STA 2201: Methods of Applied Statistics II

This course provides an in-depth exploration of fundamental statistical techniques, focusing on both unsupervised and supervised methods. Key topics include clustering algorithms, dimensionality reduction techniques, and supervised classification models. Students will gain an understanding of the mathematics underlying these approaches, enhancing their theoretical knowledge and practical skills.

A significant component of the course emphasizes hands-on implementation, where students will apply these methods to analyze and interpret real-world data. By the end of the course, participants will be equipped to design, implement, and critically evaluate statistical models in diverse applications.

Course topics

  • Review: Gaussian MVN, matrix decompositions.

  • High-dimensional data and curse of dimensionality.

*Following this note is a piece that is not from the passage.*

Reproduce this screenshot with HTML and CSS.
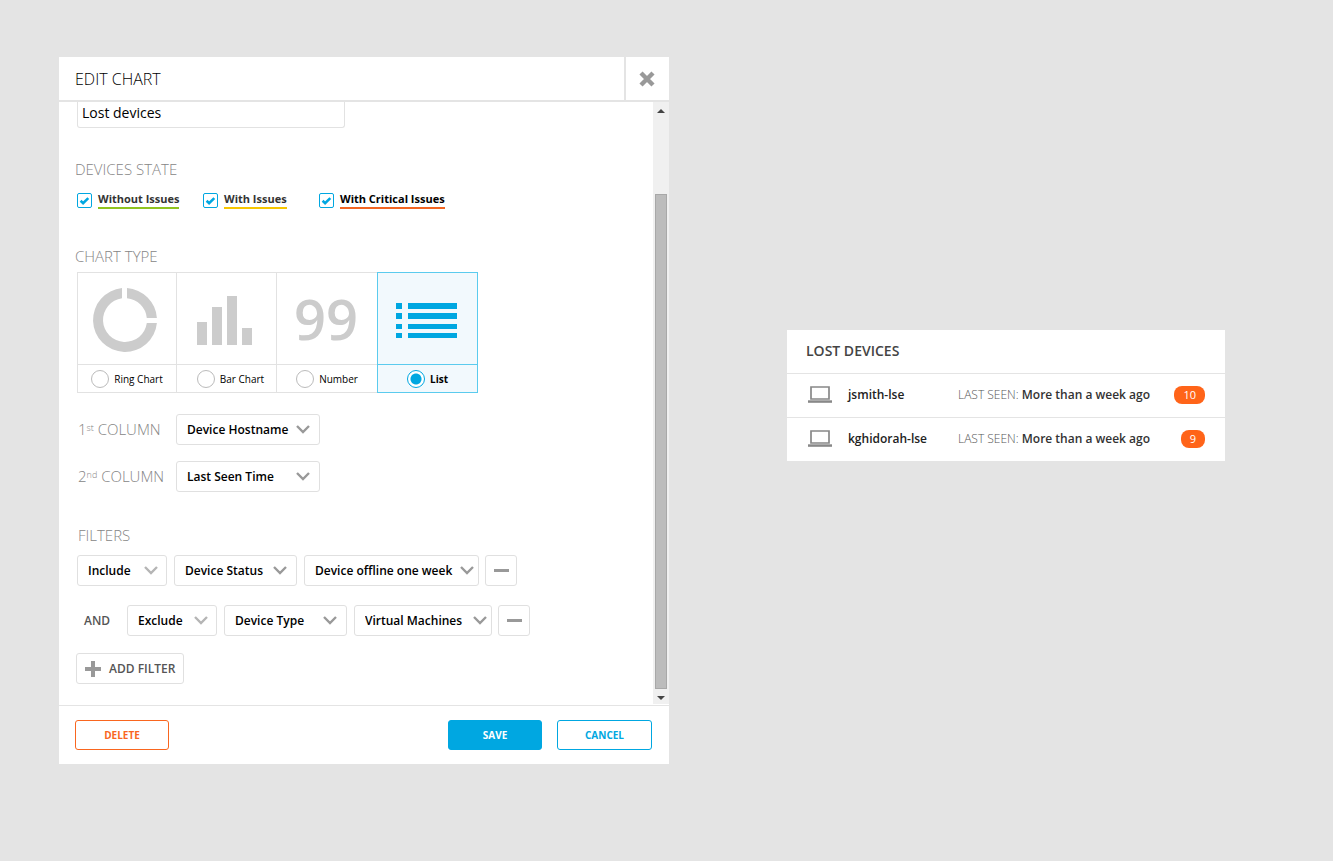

  • Principal component analysis: three ways to interpret PCA.

  • More on PCA: functional, kernel and sparse PCA, PCA with missing values, stability of principal components.

  • Non-linear dimension reduction techniques: t-SNE and UMAP.

  • Clustering methods: k-means, gaussian mixture models, spectral and hierarchical clustering.

  • Classification methods: logistic regression, KNN, linear and quadratic discriminant analysis.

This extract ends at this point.